Robert Grenier, former director the CIA's counterterrorism center, argued that al-Awlaki should get no special shield while waging war against America abroad. In the U.S., his actions would have warranted trial with constitutional protections, but overseas he was a military enemy like any other, subject to attack.
Although terrorism analysts say that al-Awlaki may not have had the capability to carry out a major attack on U.S. soil as bin Laden orchestrated with the 9/11 attacks, he might have been a greater danger.
"Osama bin Laden thought big and acted big," said Bruce Hoffman, a counterterrorism expert at Georgetown University, referring to the bombings of U.S. embassies in east Africa, the attack on the USS Cole and 9/11.

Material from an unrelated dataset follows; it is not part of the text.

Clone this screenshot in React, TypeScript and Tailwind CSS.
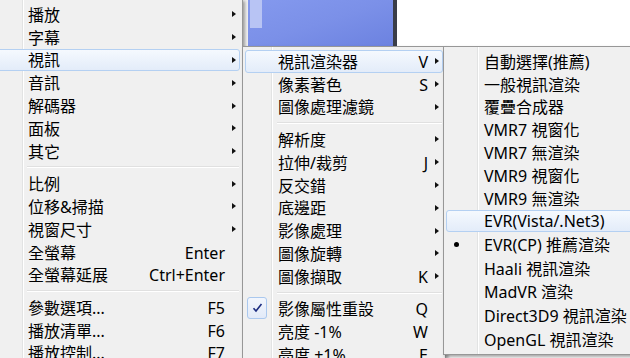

Instead, Hoffman says, Al-Awlaki seemed to purse a deliberate strategy of "death by a thousand cuts."
Grenier said al-Awlaki played the role of al-Qaeda's recruiter and motivator whose primary value to the organization was inspiring others to take up jihad and providing them with the religious justifications that many of them seek before engaging in terrorist activity.
The FBI investigated al-Awlaki in 1999 and 2000 after learning that he may have been contacted by a possible procurement agent for bin Laden, according to the 9/11 Commission Report. During that investigation, the FBI learned that al-Awlaki knew individuals from a charitable organization called the Holy Land Foundation that a Dallas jury ruled in 2008 was fundraising for Hamas, the U.S.-designated terrorist organization that controls Gaza.
The FBI later learned that he preached to two of the 9/11 hijackers —Nawaf al-Hazmi and Khalid al-Mihdhar — at the Rabat Mosque in San Diego, according to the 9/11 Commission Report. One witness who was not identified in the report recalled seeing al-Hazmi and al-Mihdhar stay in a guest room on the second floor of al-Awlaki's San Diego mosque, the report said.
The hijackers expressed respect for al-Awlaki as a religious figure and may have been close to him, the report said. Al-Hazmi later appeared at the Dar Al-Hijrah Islamic Center mosque in Falls Church, Va., where al-Awlaki served as the chief cleric in 2001, according to the 9/11 panel report.